Howard Morris Garfinkel (August 1, 1929 – May 7, 2016) was an American high school basketball scout who ran the well-known Five-Star Basketball Camp from 1966 to 2008.

==Career ==
Garfinkel played high school basketball at Barnard High School in The Bronx. In 1965, he started High School Basketball Illustrated, a scouting service that was based on New York area players. This was a major recruiting tool for 20 years, for college coaches nationwide looking for players in the city known for its basketball talent. His Five-Star Basketball Camp ran from 1966 until 2008, when the NCAA ended such camps.

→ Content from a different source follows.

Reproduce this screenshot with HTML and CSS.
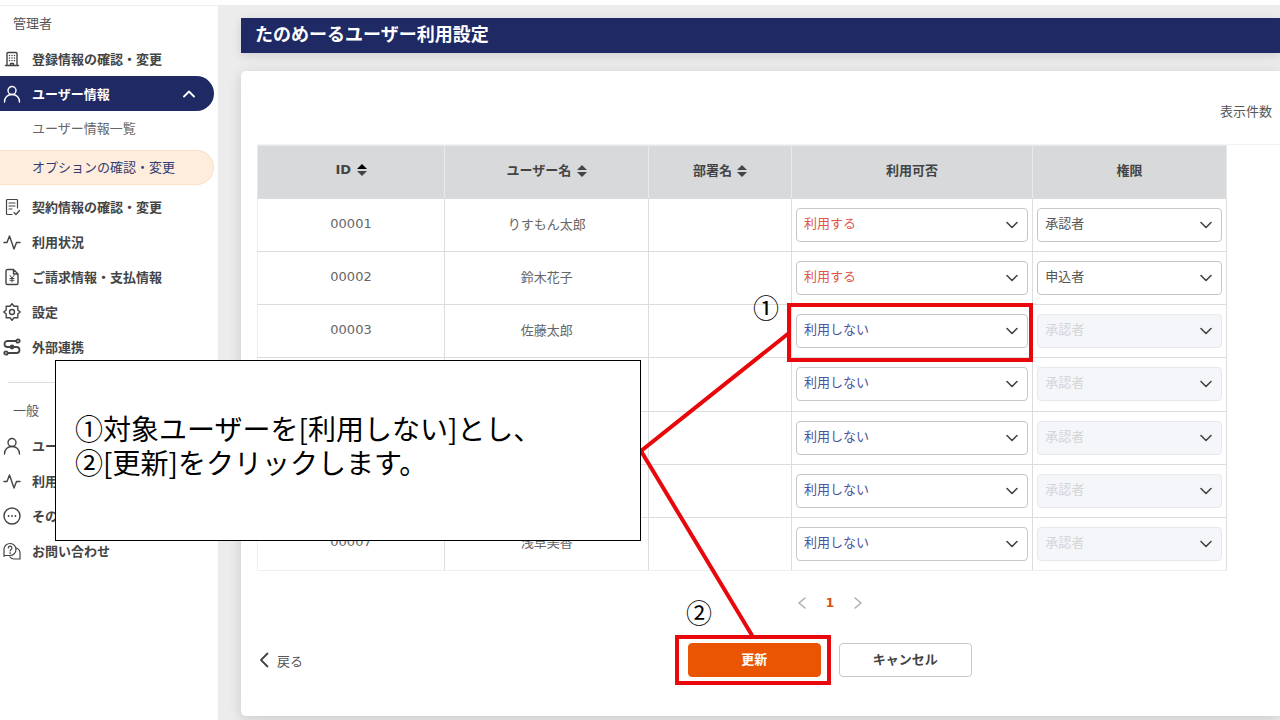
FILE: index.html
```html
<!DOCTYPE html>
<html lang="ja">
<head>
  <meta charset="UTF-8" />
  <title>たのめーるユーザー利用設定</title>
  <link rel="stylesheet" href="styles.css">
</head>
<body>
<div class="layout">

  <!-- Side menu -->
  <nav class="sidebar">
    <h2 class="menu-title">管理者</h2>
    <a class="menu-item" href="#">
      <svg class="icon" viewBox="0 0 18 18"><path d="M4 15.500V3.500a1 1 0 0 1 1-1h8a1 1 0 0 1 1 1v12M2.500 15.500h13M7.500 15.500v-2h3v2"/><path class="dots" d="M6.500 5.500h6M6.500 8h6M6.500 10.500h6"/></svg>
      登録情報の確認・変更
    </a>
    <a class="menu-item active" href="#">
      <svg class="icon" viewBox="0 0 18 18"><circle cx="9" cy="5.500" r="4"/><path d="M1.500 17c0-4.500 3-7.500 7.500-7.500s7.500 3 7.500 7.500"/></svg>
      ユーザー情報
      <svg class="arrow" viewBox="0 0 12 8"><path d="M1 6.500l5-5 5 5"/></svg>
    </a>
    <a class="menu-sub" href="#">ユーザー情報一覧</a>
    <a class="menu-sub current" href="#">オプションの確認・変更</a>
    <a class="menu-item" href="#">
      <svg class="icon thin" viewBox="0 0 18 18"><path d="M14.500 10V2.500a1 1 0 0 0-1-1h-9a1 1 0 0 0-1 1v13a1 1 0 0 0 1 1H9M6 5h6M6 8h6M6 11h3M11 14.500l2 2 3.500-4"/></svg>
      契約情報の確認・変更
    </a>
    <a class="menu-item" href="#">
      <svg class="icon" viewBox="0 0 18 18"><path d="M1 9.500h3L6.500 3l4.500 13 2.500-6.500H17"/></svg>
      利用状況
    </a>
    <a class="menu-item" href="#">
      <svg class="icon" viewBox="0 0 18 18"><path d="M10.500 1.500H4.500A1.500 1.500 0 0 0 3 3v12a1.500 1.500 0 0 0 1.500 1.500h9A1.500 1.500 0 0 0 15 15V6zM10.500 1.500V6H15"/><path class="yen" d="M7 7.500l2 2.500 2-2.500M9 10v4M7 10.500h4M7 12.300h4"/></svg>
      ご請求情報・支払情報
    </a>
    <a class="menu-item" href="#">
      <svg class="icon" viewBox="0 0 18 18"><circle cx="9" cy="9" r="2.500"/><path d="M9 .8 L11 3.200 L14.800 3.200 L14.800 7 L17.200 9 L14.800 11 L14.800 14.800 L11 14.800 L9 17.200 L7 14.800 L3.200 14.800 L3.200 11 L.8 9 L3.200 7 L3.200 3.200 L7 3.200z"/></svg>
      設定
    </a>
    <a class="menu-item" href="#">
      <svg class="icon bold" viewBox="0 0 18 18"><circle cx="15" cy="3" r="1.700"/><circle cx="3" cy="15" r="1.700"/><path d="M13.300 3H4.500a3 3 0 0 0 0 6h9a3 3 0 0 1 0 6H4.700"/><circle class="fill" cx="9" cy="9" r="1.500"/></svg>
      外部連携
    </a>
    <hr class="divider">
    <h2 class="menu-title">一般</h2>
    <a class="menu-item" href="#">
      <svg class="icon" viewBox="0 0 18 18"><circle cx="9" cy="5.500" r="4"/><path d="M1.500 17c0-4.500 3-7.500 7.500-7.500s7.500 3 7.500 7.500"/></svg>
      ユーザー情報
    </a>
    <a class="menu-item" href="#">
      <svg class="icon" viewBox="0 0 18 18"><path d="M1 9.500h3L6.500 3l4.500 13 2.500-6.500H17"/></svg>
      利用状況
    </a>
    <a class="menu-item" href="#">
      <svg class="icon" viewBox="0 0 18 18"><circle cx="9" cy="9" r="8"/><path class="dots wide" d="M5.600 9h8"/></svg>
      その他
    </a>
    <a class="menu-item" href="#">
      <svg class="icon thin" viewBox="0 0 18 18"><path d="M1 14.500V7a6 6 0 1 1 6 6.500H1zM13.500 6a5.500 5.500 0 0 1 3.500 5v6h-6a5 5 0 0 1-4-2"/><path d="M5.300 6a1.800 1.800 0 1 1 2.700 1.500c-.7.4-.9.800-.9 1.500M7.100 10.500v1"/></svg>
      お問い合わせ
    </a>
  </nav>

  <!-- Main -->
  <main class="main">
    <h1 class="page-title">たのめーるユーザー利用設定</h1>
    <section class="card">
      <p class="count">表示件数</p>
      <div class="table-wrap">
        <table class="users">
          <colgroup><col class="c-id"><col class="c-name"><col class="c-dept"><col class="c-use"><col class="c-role"></colgroup>
          <thead>
            <tr>
              <th>ID <svg class="sort" viewBox="0 0 10 12"><path class="up" d="M0 5l5-5 5 5z"/><path d="M0 7l5 5 5-5z"/></svg></th>
              <th>ユーザー名 <svg class="sort" viewBox="0 0 10 12"><path d="M0 5l5-5 5 5zM0 7l5 5 5-5z"/></svg></th>
              <th>部署名 <svg class="sort" viewBox="0 0 10 12"><path d="M0 5l5-5 5 5zM0 7l5 5 5-5z"/></svg></th>
              <th>利用可否</th>
              <th>権限</th>
            </tr>
          </thead>
          <tbody>
            <tr>
              <td>00001</td><td>りすもん太郎</td><td></td>
              <td class="field"><select class="select on" aria-label="利用可否"><option selected>利用する</option><option>利用しない</option></select></td>
              <td class="field"><select class="select" aria-label="権限"><option selected>承認者</option><option>申込者</option></select></td>
            </tr>
            <tr>
              <td>00002</td><td>鈴木花子</td><td></td>
              <td class="field"><select class="select on" aria-label="利用可否"><option selected>利用する</option><option>利用しない</option></select></td>
              <td class="field"><select class="select" aria-label="権限"><option>承認者</option><option selected>申込者</option></select></td>
            </tr>
            <tr>
              <td>00003</td><td>佐藤太郎</td><td></td>
              <td class="field"><select class="select off" aria-label="利用可否"><option>利用する</option><option selected>利用しない</option></select></td>
              <td class="field"><select class="select" aria-label="権限" disabled><option>承認者</option></select></td>
            </tr>
            <tr>
              <td></td><td></td><td></td>
              <td class="field"><select class="select off" aria-label="利用可否"><option>利用する</option><option selected>利用しない</option></select></td>
              <td class="field"><select class="select" aria-label="権限" disabled><option>承認者</option></select></td>
            </tr>
            <tr>
              <td></td><td></td><td></td>
              <td class="field"><select class="select off" aria-label="利用可否"><option>利用する</option><option selected>利用しない</option></select></td>
              <td class="field"><select class="select" aria-label="権限" disabled><option>承認者</option></select></td>
            </tr>
            <tr>
              <td></td><td></td><td></td>
              <td class="field"><select class="select off" aria-label="利用可否"><option>利用する</option><option selected>利用しない</option></select></td>
              <td class="field"><select class="select" aria-label="権限" disabled><option>承認者</option></select></td>
            </tr>
            <tr>
              <td>00007</td><td>浅草美香</td><td></td>
              <td class="field"><select class="select off" aria-label="利用可否"><option>利用する</option><option selected>利用しない</option></select></td>
              <td class="field"><select class="select" aria-label="権限" disabled><option>承認者</option></select></td>
            </tr>
          </tbody>
        </table>
      </div>

      <div class="pager">
        <button class="page-btn" aria-label="前へ"><svg viewBox="0 0 8 12"><path d="M7 1L1 6l6 5"/></svg></button>
        <a class="page-now" href="#">1</a>
        <button class="page-btn" aria-label="次へ"><svg viewBox="0 0 8 12"><path d="M1 1l6 5-6 5"/></svg></button>
      </div>

      <div class="actions">
        <a class="back" href="#"><svg viewBox="0 0 10 16"><path d="M8.500 1.500L2 8l6.500 6.500"/></svg>戻る</a>
        <div class="buttons">
          <button class="btn primary">更新</button>
          <button class="btn">キャンセル</button>
        </div>
      </div>
    </section>
  </main>
</div>

<!-- Guide notes over the page -->
<div class="guide">
  <svg class="lines" width="1280" height="720" viewBox="0 0 1280 720">
    <path d="M789 333L641 451L753 637"/>
    <rect x="789" y="305" width="242" height="55"/>
    <rect x="677" y="637" width="152" height="46"/>
  </svg>
  <span class="mark mark-1">①</span>
  <span class="mark mark-2">②</span>
  <div class="callout">
    <p>①対象ユーザーを[利用しない]とし、<br>②[更新]をクリックします。</p>
  </div>
</div>
</body>
</html>
```
FILE: styles.css
```css
*            {box-sizing:border-box;}
body         {font-family:"Noto Sans CJK JP", sans-serif; font-size:13px; margin:0; background:#fff; color:#444;}
a            {color:inherit; text-decoration:none;}
button       {font-family:inherit; cursor:pointer;}
svg          {fill:none; stroke:currentColor; stroke-linecap:round; stroke-linejoin:round;}

.layout      {display:flex; min-height:100vh; padding-top:5px;}

/* side menu */
.sidebar     {flex:0 0 218px; border-top:1px solid #eee;}
.menu-title  {display:flex; align-items:center; height:35px; margin:0; padding:0 0 2px 13px; font-size:13px; font-weight:400; color:#555;}
.menu-item   {display:flex; align-items:center; height:35px; margin-right:4px; padding-left:3px; gap:11px; font-weight:700;}
.active      {background:#1f2963; color:#fff; border-radius:0 18px 18px 0;}
.icon        {width:18px; height:18px; flex:none; stroke-width:1.4;}
.thin        {stroke-width:1.2;}
.bold        {stroke-width:1.8;}
.yen         {stroke-width:1;}
.dots        {stroke-dasharray:0 2.5; stroke-width:1.5;}
.wide        {stroke-dasharray:0 3.4; stroke-width:1.8;}
.fill        {fill:currentColor;}
.arrow       {width:12px; height:8px; margin-left:auto; margin-right:19px; stroke-width:1.8;}
.menu-sub    {display:flex; align-items:center; height:35px; margin:0 4px 4px 0; padding:0 0 2px 32px; color:#666;}
.current     {background:#feecdc; border:1px solid #fbdfc6; border-left:0; border-radius:0 18px 18px 0; color:#333c70;}
.divider     {margin:18px 8px 10px; border:0; border-top:1px solid #ddd;}

/* main */
.main        {flex:1; min-width:0; padding:13px 0 4px 23px; background:#ececec;}
.page-title  {display:flex; align-items:center; height:35px; margin:0 0 18px; padding:0 14px 5px; background:#1f2963; color:#fff; font-size:18px; line-height:26px; box-shadow:0 3px 10px rgba(0,0,0,0.12);}
.card        {padding:30px 0 39px 16px; background:#fff; border-radius:5px 0 0 5px; box-shadow:0 3px 14px rgba(0,0,0,0.14);}
.count       {margin:0 8px 23px; text-align:right; line-height:20px; color:#555;}
.table-wrap  {padding-right:53px; border-top:1px solid #f2f2f4;}

.users       {width:100%; height:426px; table-layout:fixed; border-collapse:collapse; text-align:center; color:#666; font-family:"DejaVu Sans", "Noto Sans CJK JP", sans-serif;}
.users th    {height:53px; padding:0 0 6px; background:#d7d9db; border:1px solid #e8e9ea; border-bottom-color:#ddd; color:#444;}
.users td    {height:53px; padding:0 0 4px; border:1px solid #ddd;}
.users td:first-child    {border-left-color:#eee;}
.users tr:last-child td  {border-bottom-color:#eee;}
.users .field {padding:0 4px;}
.c-id        {width:19.3%;}
.c-name      {width:21.1%;}
.c-dept      {width:14.7%;}
.c-use       {width:24.9%;}
.c-role      {width:20%;}
.sort        {width:10px; height:12px; margin-left:1px; vertical-align:-2px; fill:#444; stroke:none;}
.up          {fill:#000;}

.select      {display:block; width:100%; height:34px; padding:0 28px 3px 7px; appearance:none; border:1px solid #c4c6ca; border-radius:4px; font:inherit; font-size:13px; color:#555;
              background:#fff url("data:image/svg+xml,%3Csvg xmlns='http://www.w3.org/2000/svg' width='12' height='8' viewBox='0 0 12 8'%3E%3Cpath d='M1 1.5l5 5 5-5' fill='none' stroke='%23444' stroke-width='1.6' stroke-linecap='round' stroke-linejoin='round'/%3E%3C/svg%3E") no-repeat right 9px center;}
.on          {color:#e05548;}
.off         {color:#4a549c;}
.select:disabled {background-color:#f5f6fa; border-color:#e6e8ec; color:#d3d4d8; opacity:1;}

.pager       {display:flex; justify-content:center; align-items:center; gap:20px; padding:22px 0 0 12%;}
.page-btn    {padding:0; border:0; background:none; color:#aaa; line-height:0;}
.page-btn svg {width:8px; height:12px; stroke-width:1.4;}
.page-now    {font-family:"DejaVu Sans", sans-serif; font-size:12px; font-weight:700; line-height:20px; color:#d8500c;}

.actions     {display:grid; grid-template-columns:42% auto; align-items:center; margin-top:30px;}
.back        {display:flex; align-items:center; gap:8px; padding-left:2px; color:#555;}
.back svg    {width:10px; height:16px; stroke-width:1.8; color:#444;}
.buttons     {display:flex; gap:18px; padding-left:1px;}
.btn         {width:133px; height:34px; padding:0 0 4px; border:1px solid #c8c8c8; border-radius:4px; background:#fff; color:#444; font-size:13px; font-weight:700;}
.primary     {background:#ea5504; border-color:#ea5504; color:#fff;}

/* guide notes */
.guide       {position:absolute; top:0; left:0; color:#000; pointer-events:none;}
.lines       {display:block; stroke:#e8080c; stroke-width:4; stroke-linecap:butt; stroke-linejoin:miter;}
.mark        {position:absolute; font-size:26px; line-height:32px;}
.mark-1      {left:753px; top:291px;}
.mark-2      {left:686px; top:596px;}
.callout     {position:absolute; left:55px; top:360px; width:586px; height:181px; display:flex; align-items:center; padding:0 19px 12px; border:1px solid #000; background:#fff;}
.callout p   {margin:0; font-size:28px; line-height:34px; white-space:nowrap;}
```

By 1980, Garfinkel's camp was considered to be the mecca of summer basketball. His camps produced over 600 NBA players and 10,000 NCAA Division I players, operating in the Pocono Mountains in Northeastern Pennsylvania, Pittsburgh, and Virginia. The camps were attended by players such as Michael Jordan, Patrick Ewing, LeBron James, Moses Malone, Vince Carter, Isiah Thomas, and Alonzo Mourning. Garfinkel worked with various legendary coaches such as Chuck Daly, Bobby Knight, Rick Pitino, and John Calipari.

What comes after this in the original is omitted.